Era ottobre del 2015 quando Francesco Sicignano, pensionato di Vaprio d’Adda (Milano), ha ucciso un ragazzo albanese che era entrato nella sua abitazione.
Francesco, per il gip di Milano, alla fine del 2017 era risultato innocente, assolto per “legittima difesa”. Ma, già nel 2016, i genitori del 22enne Gjergi Gjonj si erano dibattuti affinché vi fosse giustizia per l’assassino di loro figlio. Presentarono infatti contro Francesco un atto di opposizione per omicidio volontario a causa di “numerose incongruenze” che non vennero però riscontrate dalla procura.
Ora Francesco Sicignano è un uomo libero per la legge italiana, ma non lo è per la Kanun, una legge morale ancora praticata in alcune regioni dell’Albania, e quindi dai genitori del ragazzo.
“Francesco grazie per avermi ucciso un figlio. Lo Stato italiano ti ha assolto e tu pensi di essere salvo. Ma io ti troverò: puoi nasconderti sotto terra puoi anche farti proteggere da guardie del corpo ma io, la mia famiglia, i miei amici o anche un sicario… Qualcuno ti troverà e ti ucciderà.”

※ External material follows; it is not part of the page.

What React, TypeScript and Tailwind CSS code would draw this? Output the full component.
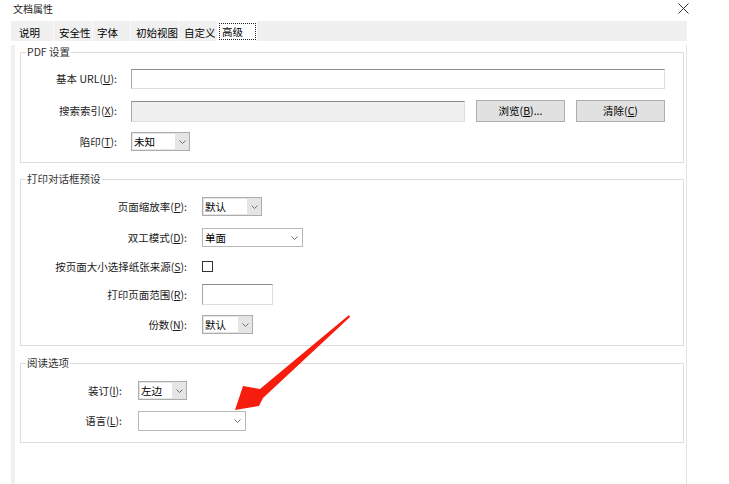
import React from "react";

const font = "font-['Noto_Sans_CJK_SC','Noto_Sans',sans-serif]";

const Chevron = () => (
  <svg width="7" height="4" viewBox="0 0 7 4" className="block">
    <path d="M0.5 0.5 L3.5 3.5 L6.5 0.5" fill="none" stroke="#707070" strokeWidth="1" />
  </svg>
);

const U = ({ c }: { c: string }) => <span className="underline underline-offset-[1px]">{c}</span>;

const Label = ({ text, k, w }: { text: string; k: string; w: string }) => (
  <div className={`${w} shrink-0 text-right text-[10.5px] leading-[14px] text-[#1a1a1a] whitespace-nowrap`}>
    {text}(<U c={k} />):
  </div>
);

const GreySelect = ({ text, cls }: { text: string; cls: string }) => (
  <div className={`${cls} flex h-[19px] border border-[#adadad] bg-[#e5e5e5]`}>
    <div className="flex-1 bg-white m-[1px] mr-0 pl-[1px] text-[10.5px] leading-[15px] text-black">{text}</div>
    <div className="w-[14px] flex items-center justify-center">
      <Chevron />
    </div>
  </div>
);

const WhiteSelect = ({ text, cls }: { text: string; cls: string }) => (
  <div className={`${cls} flex h-[19px] border border-[#b8b8b8] bg-white`}>
    <div className="flex-1 pl-[2px] text-[10.5px] leading-[17px] text-black">{text}</div>
    <div className="w-[15px] flex items-center justify-center">
      <Chevron />
    </div>
  </div>
);

const Input = ({ cls }: { cls: string }) => (
  <div className={`${cls} border border-[#dedede] border-t-[#8a8a8a] border-l-[#a8a8a8]`} />
);

const Btn = ({ text, k }: { text: string; k: string }) => (
  <div className="w-[89px] h-[22px] ml-[11px] border border-[#adadad] bg-[#e1e1e1] flex items-center justify-center text-[10.5px] leading-[14px] text-black">
    {text}(<U c={k} />){k === "B" ? "..." : ""}
  </div>
);

const Group = ({ title, children, cls }: { title: string; children: React.ReactNode; cls: string }) => (
  <fieldset className={`${cls} w-[664px] border border-[#dcdcdc] pb-[11px]`}>
    <legend className="ml-[5px] px-[1px] text-[10.5px] leading-[14px] text-[#333]">{title}</legend>
    {children}
  </fieldset>
);

export default function App() {
  const tabs = [
    { t: "说明", w: "w-[42px]", p: "pl-[8px]" },
    { t: "安全性", w: "w-[39px]", p: "pl-[5px]" },
    { t: "字体", w: "w-[38px]", p: "pl-[4px]" },
    { t: "初始视图", w: "w-[48px]", p: "pl-[5px]" },
    { t: "自定义", w: "w-[39px]", p: "pl-[5px]" },
  ];
  return (
    <div className={`${font} relative w-[729px] h-[484px] bg-white overflow-hidden`}>
      {/* title */}
      <div className="h-[21px] flex items-start justify-between pl-[13px] pr-[40px]">
        <div className="text-[10px] leading-[17px] text-[#1a1a1a]">文档属性</div>
        <svg width="11" height="11" viewBox="0 0 11 11" className="mt-[3px]">
          <path d="M0.5 0.5 L10.5 10.5 M10.5 0.5 L0.5 10.5" stroke="#333" strokeWidth="1" />
        </svg>
      </div>

      <div className="ml-[11px] w-[676px]">
        {/* tab strip */}
        <div className="h-[20px] bg-[#f0f0f0] flex">
          {tabs.map((tb, i) => (
            <div
              key={tb.t}
              className={`${tb.w} ${tb.p} h-full flex items-center pt-[3px] text-[10.5px] leading-[14px] text-black ${i > 0 ? "border-l border-[#fbfbfb]" : ""}`}
            >
              {tb.t}
            </div>
          ))}
          <div className="w-[40px] h-[21px] bg-white pl-[2px] pt-[2px]">
            <div className="w-[37px] h-[17px] border border-dotted border-[#222] pl-[2px] text-[10.5px] leading-[16px] text-black">
              高级
            </div>
          </div>
        </div>

        {/* body */}
        <div className="h-[443px] border-l-[4px] border-l-[#f0f0f0] border-r border-r-[#e3e3e3] pl-[5px]">
          <Group title="PDF 设置" cls="mt-[4px]">
            <div className="flex items-center mt-[10px] h-[20px]">
              <div className="w-[96px] shrink-0 text-right text-[10.5px] leading-[14px] text-[#1a1a1a] whitespace-nowrap">
                基本 URL(<U c="U" />):
              </div>
              <Input cls="ml-[14px] w-[534px] h-[20px] bg-white" />
            </div>
            <div className="flex items-center mt-[11px] h-[22px]">
              <Label text="搜索索引" k="X" w="w-[96px]" />
              <Input cls="ml-[14px] w-[334px] h-[21px] bg-[#f0f0f0]" />
              <Btn text="浏览" k="B" />
              <Btn text="清除" k="C" />
            </div>
            <div className="flex items-center mt-[10px] h-[19px]">
              <Label text="陷印" k="T" w="w-[96px]" />
              <GreySelect text="未知" cls="ml-[14px] w-[59px]" />
            </div>
          </Group>

          <Group title="打印对话框预设" cls="mt-[9px]">
            <div className="flex items-center mt-[11px] h-[19px]">
              <Label text="页面缩放率" k="P" w="w-[166px]" />
              <GreySelect text="默认" cls="ml-[15px] w-[60px]" />
            </div>
            <div className="flex items-center mt-[12px] h-[19px]">
              <Label text="双工模式" k="D" w="w-[166px]" />
              <WhiteSelect text="单面" cls="ml-[15px] w-[101px]" />
            </div>
            <div className="flex items-center mt-[13px] h-[13px]">
              <Label text="按页面大小选择纸张来源" k="S" w="w-[166px]" />
              <div className="ml-[15px] w-[11px] h-[11px] border border-[#333] bg-white" />
            </div>
            <div className="flex items-center mt-[11px] h-[21px]">
              <Label text="打印页面范围" k="R" w="w-[166px]" />
              <Input cls="ml-[15px] w-[71px] h-[21px] bg-white" />
            </div>
            <div className="flex items-center mt-[10px] h-[19px]">
              <Label text="份数" k="N" w="w-[166px]" />
              <GreySelect text="默认" cls="ml-[15px] w-[51px]" />
            </div>
          </Group>

          <Group title="阅读选项" cls="mt-[10px]">
            <div className="flex items-center mt-[11px] h-[19px]">
              <Label text="装订" k="I" w="w-[101px]" />
              <GreySelect text="左边" cls="ml-[16px] w-[49px]" />
            </div>
            <div className="flex items-center mt-[11px] h-[20px]">
              <Label text="语言" k="L" w="w-[101px]" />
              <WhiteSelect text="" cls="ml-[16px] w-[108px] h-[20px]" />
            </div>
          </Group>
        </div>
      </div>

      {/* red arrow annotation */}
      <svg className="absolute left-0 top-0 pointer-events-none" width="729" height="484" viewBox="0 0 729 484">
        <polygon
          points="349,315 260,389 243,386 235,410 259,406 263,398 350,317"
          fill="#f61c0e"
        />
      </svg>
    </div>
  );
}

Sono queste le parole che il padre di Gjergi Gjonj ha lanciato contro il pensionato italiano, segnandolo per sempre.
La ricerca di vendetta
La Kanun consiste infatti nella rivendicazione del proprio familiare morto uccidendo un membro della famiglia avversaria.
E, a dimostrazione che non vi è via d’uscita, Luigi Pelazza – inviato de Le Iene – nella puntata di ieri 10 febbraio, ha incontrato le famiglie, compresa quella del ragazzo che ha giurato vendetta, cercando una mediazione e una sorta di perdono che non è stata però raggiunta.
Perché, come spiega Pelazza, la Kanun è una vera e propria legge.
Questa, vieta l’omicidio all’interno della propria abitazione, costringendo chi è sotto minaccia di vivere segregato in casa, con la possibilità di uscire solo per delle emergenze. Vi sono quindi anche dei cavilli: per esempio, se una di queste persone dovesse andare in ospedale, i mediatori delle due famiglie si accorderanno su un periodo di tregua per permettere le cure.
Ma nulla di tutto ciò viene riconosciuto dal governo Albanese che, attraverso il consigliere del ministro dell’Interno, la ritiene, ai microfoni de Le Iene, “un’invenzione di qualche associazione che vuole arricchirsi attraverso fondi e donazioni.”
Ma Francesco non è il solo
Non c’è bisogno di uscire più di tanto dall’Italia per ritrovare il concetto di vendetta.
Era la notte di Natale del 2018 quando Marcello Bruzzese, fratello di un pentito appartenente alla ‘ndrangheta, viene ucciso sotto la sua casa a Pesaro.
Marcello era dal 1995 che scappava dal suo passato a Reggio Calabria costato la vita al padre e alla sorella. Nel 2003 il fratello ha poi provato ad uccidere il boss Teodoro Crea per costituirsi subito dopo alla giustizia e da quel momento le colpe ricaddero sul familiare ancora in vita: Marcello.
Erano ormai 3 anni che questo viveva sotto protezione con moglie e figli in un appartamento donatogli dal ministro dell’Interno, ma niente di tutto ciò ha fermato gli autori dell’assassinio, accusati di omicidio volontario con aggravante mafiosa.
E questo è solo uno dei tanti esempi di vendetta di mafia che si verificano ogni giorno nelle città di tutta Italia. Non corrisponderà esattamente alla Kanun albanese ma il principio che li percorre è lo stesso: “il sangue è levato con il sangue“.